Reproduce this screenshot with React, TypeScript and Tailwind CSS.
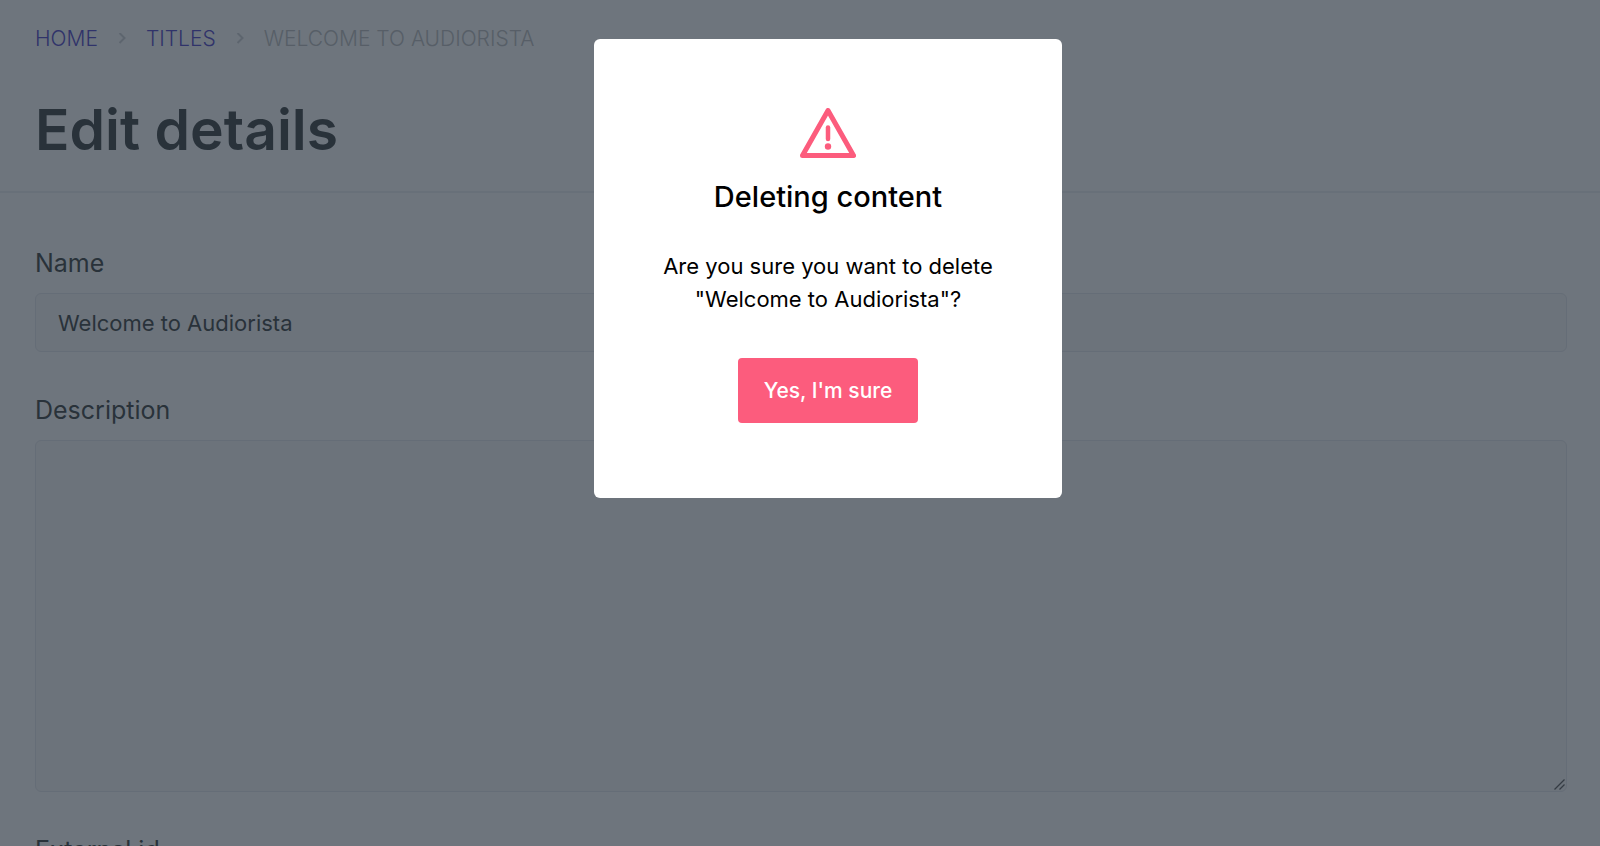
import { useState } from "react";

function Chevron() {
  return (
    <svg viewBox="0 0 8 12" className="w-2 h-3" fill="none" stroke="#cfd1d5" strokeWidth="2" aria-hidden="true">
      <path d="M1.5 0l5 5-5 5" />
    </svg>
  );
}

function WarningIcon() {
  return (
    <svg viewBox="0 0 56 50" className="w-14 h-[50px]" fill="none" stroke="#fc5c7d" aria-hidden="true">
      <path d="M28 2.5L53.5 47.5H2.5z" strokeWidth="5" strokeLinejoin="round" />
      <path d="M28 19.5V31" strokeWidth="4.5" strokeLinecap="round" />
      <circle cx="28" cy="38.5" r="3.2" fill="#fc5c7d" stroke="none" />
    </svg>
  );
}

const labelClass = "block text-[25px] leading-8 text-[#3a3f40]";
const fieldClass =
  "block w-full rounded-md border border-[#e5e7ed] bg-[#f8f8f8] px-[22px] text-[22px] text-[#3a3f40] outline-none";

export default function App() {
  const [name, setName] = useState("Welcome to Audiorista");
  const [description, setDescription] = useState("");
  const [externalId, setExternalId] = useState("");
  const [open, setOpen] = useState(true);

  return (
    <div className="h-screen overflow-hidden bg-white font-['Inter',sans-serif]">
      <header className="border-b-2 border-[#eeeff2] px-[35px] pt-6 pb-[26px]">
        <nav aria-label="Breadcrumb" className="flex items-center gap-5 text-[21px] leading-[30px] font-light uppercase">
          <a href="#home" className="text-[#4f44c8]">Home</a>
          <Chevron />
          <a href="#titles" className="text-[#4f44c8]">Titles</a>
          <Chevron />
          <span className="text-[#bcbec0]">{name}</span>
        </nav>
        <h1 className="mt-10 text-[57px] leading-[71px] font-semibold text-[#3a3f40]">Edit details</h1>
      </header>

      <form className="flex flex-col gap-[42px] pt-[54px] pr-[33px] pl-[35px]">
        <div>
          <label htmlFor="name" className={labelClass}>Name</label>
          <input
            id="name"
            type="text"
            value={name}
            onChange={(e) => setName(e.target.value)}
            className={`${fieldClass} mt-3.5 h-[59px]`}
          />
        </div>
        <div>
          <label htmlFor="description" className={labelClass}>Description</label>
          <div className="relative mt-3.5">
            <textarea
              id="description"
              value={description}
              onChange={(e) => setDescription(e.target.value)}
              className={`${fieldClass} h-[352px] resize-y py-4 [&::-webkit-resizer]:hidden`}
            />
            {/* resize grip */}
            <svg
              viewBox="0 0 11 11"
              className="pointer-events-none absolute right-0.5 bottom-0.5 size-[11px]"
              stroke="#5a5a5a"
              strokeWidth="1.3"
              aria-hidden="true"
            >
              <path d="M.5 10.5l10-10M5.5 10.5l5-5" />
            </svg>
          </div>
        </div>
        <div>
          <label htmlFor="external-id" className={labelClass}>External id</label>
          <input
            id="external-id"
            type="text"
            value={externalId}
            onChange={(e) => setExternalId(e.target.value)}
            className={`${fieldClass} mt-3.5 h-[59px]`}
          />
        </div>
      </form>

      {open && (
        <div className="fixed inset-0 flex items-start justify-center bg-[#202b37]/65 pt-[39px] pl-14">
          <div
            role="dialog"
            aria-modal="true"
            aria-labelledby="dialog-title"
            className="flex w-[468px] flex-col items-center rounded-md bg-white px-12 pt-[69px] pb-[75px] text-center text-black"
          >
            <WarningIcon />
            <h2 id="dialog-title" className="mt-[21px] text-[29px] leading-9 font-medium">Deleting content</h2>
            <p className="mt-[35px] text-[22px] leading-[33px]">
              {`Are you sure you want to delete "${name}"?`}
            </p>
            <button
              type="button"
              onClick={() => setOpen(false)}
              className="mt-[42px] h-[65px] rounded-sm bg-[#fc5c7d] px-[26px] text-[21px] font-medium text-white"
            >
              Yes, I'm sure
            </button>
          </div>
        </div>
      )}
    </div>
  );
}
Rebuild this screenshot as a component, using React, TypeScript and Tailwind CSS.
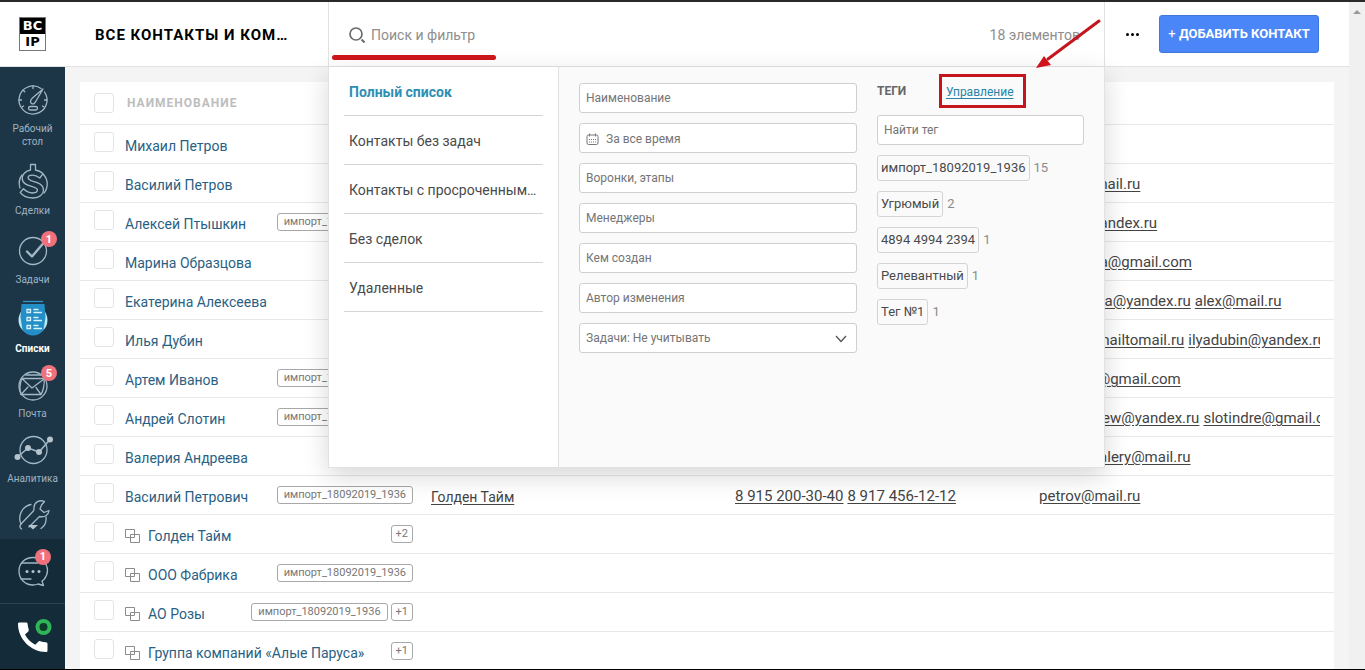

__________

**Problem to solve**
Leave out the pictures and copy everything else in the records word for word.

**Answer for the task**
Reproduce this screenshot with React, TypeScript and Tailwind CSS.
import { useState } from "react";

function Chevron() {
  return (
    <svg viewBox="0 0 8 12" className="w-2 h-3" fill="none" stroke="#cfd1d5" strokeWidth="2" aria-hidden="true">
      <path d="M1.5 0l5 5-5 5" />
    </svg>
  );
}

function WarningIcon() {
  return (
    <svg viewBox="0 0 56 50" className="w-14 h-[50px]" fill="none" stroke="#fc5c7d" aria-hidden="true">
      <path d="M28 2.5L53.5 47.5H2.5z" strokeWidth="5" strokeLinejoin="round" />
      <path d="M28 19.5V31" strokeWidth="4.5" strokeLinecap="round" />
      <circle cx="28" cy="38.5" r="3.2" fill="#fc5c7d" stroke="none" />
    </svg>
  );
}

const labelClass = "block text-[25px] leading-8 text-[#3a3f40]";
const fieldClass =
  "block w-full rounded-md border border-[#e5e7ed] bg-[#f8f8f8] px-[22px] text-[22px] text-[#3a3f40] outline-none";

export default function App() {
  const [name, setName] = useState("Welcome to Audiorista");
  const [description, setDescription] = useState("");
  const [externalId, setExternalId] = useState("");
  const [open, setOpen] = useState(true);

  return (
    <div className="h-screen overflow-hidden bg-white font-['Inter',sans-serif]">
      <header className="border-b-2 border-[#eeeff2] px-[35px] pt-6 pb-[26px]">
        <nav aria-label="Breadcrumb" className="flex items-center gap-5 text-[21px] leading-[30px] font-light uppercase">
          <a href="#home" className="text-[#4f44c8]">Home</a>
          <Chevron />
          <a href="#titles" className="text-[#4f44c8]">Titles</a>
          <Chevron />
          <span className="text-[#bcbec0]">{name}</span>
        </nav>
        <h1 className="mt-10 text-[57px] leading-[71px] font-semibold text-[#3a3f40]">Edit details</h1>
      </header>

      <form className="flex flex-col gap-[42px] pt-[54px] pr-[33px] pl-[35px]">
        <div>
          <label htmlFor="name" className={labelClass}>Name</label>
          <input
            id="name"
            type="text"
            value={name}
            onChange={(e) => setName(e.target.value)}
            className={`${fieldClass} mt-3.5 h-[59px]`}
          />
        </div>
        <div>
          <label htmlFor="description" className={labelClass}>Description</label>
          <div className="relative mt-3.5">
            <textarea
              id="description"
              value={description}
              onChange={(e) => setDescription(e.target.value)}
              className={`${fieldClass} h-[352px] resize-y py-4 [&::-webkit-resizer]:hidden`}
            />
            {/* resize grip */}
            <svg
              viewBox="0 0 11 11"
              className="pointer-events-none absolute right-0.5 bottom-0.5 size-[11px]"
              stroke="#5a5a5a"
              strokeWidth="1.3"
              aria-hidden="true"
            >
              <path d="M.5 10.5l10-10M5.5 10.5l5-5" />
            </svg>
          </div>
        </div>
        <div>
          <label htmlFor="external-id" className={labelClass}>External id</label>
          <input
            id="external-id"
            type="text"
            value={externalId}
            onChange={(e) => setExternalId(e.target.value)}
            className={`${fieldClass} mt-3.5 h-[59px]`}
          />
        </div>
      </form>

      {open && (
        <div className="fixed inset-0 flex items-start justify-center bg-[#202b37]/65 pt-[39px] pl-14">
          <div
            role="dialog"
            aria-modal="true"
            aria-labelledby="dialog-title"
            className="flex w-[468px] flex-col items-center rounded-md bg-white px-12 pt-[69px] pb-[75px] text-center text-black"
          >
            <WarningIcon />
            <h2 id="dialog-title" className="mt-[21px] text-[29px] leading-9 font-medium">Deleting content</h2>
            <p className="mt-[35px] text-[22px] leading-[33px]">
              {`Are you sure you want to delete "${name}"?`}
            </p>
            <button
              type="button"
              onClick={() => setOpen(false)}
              className="mt-[42px] h-[65px] rounded-sm bg-[#fc5c7d] px-[26px] text-[21px] font-medium text-white"
            >
              Yes, I'm sure
            </button>
          </div>
        </div>
      )}
    </div>
  );
}
Rebuild this screenshot as a component, using React, TypeScript and Tailwind CSS.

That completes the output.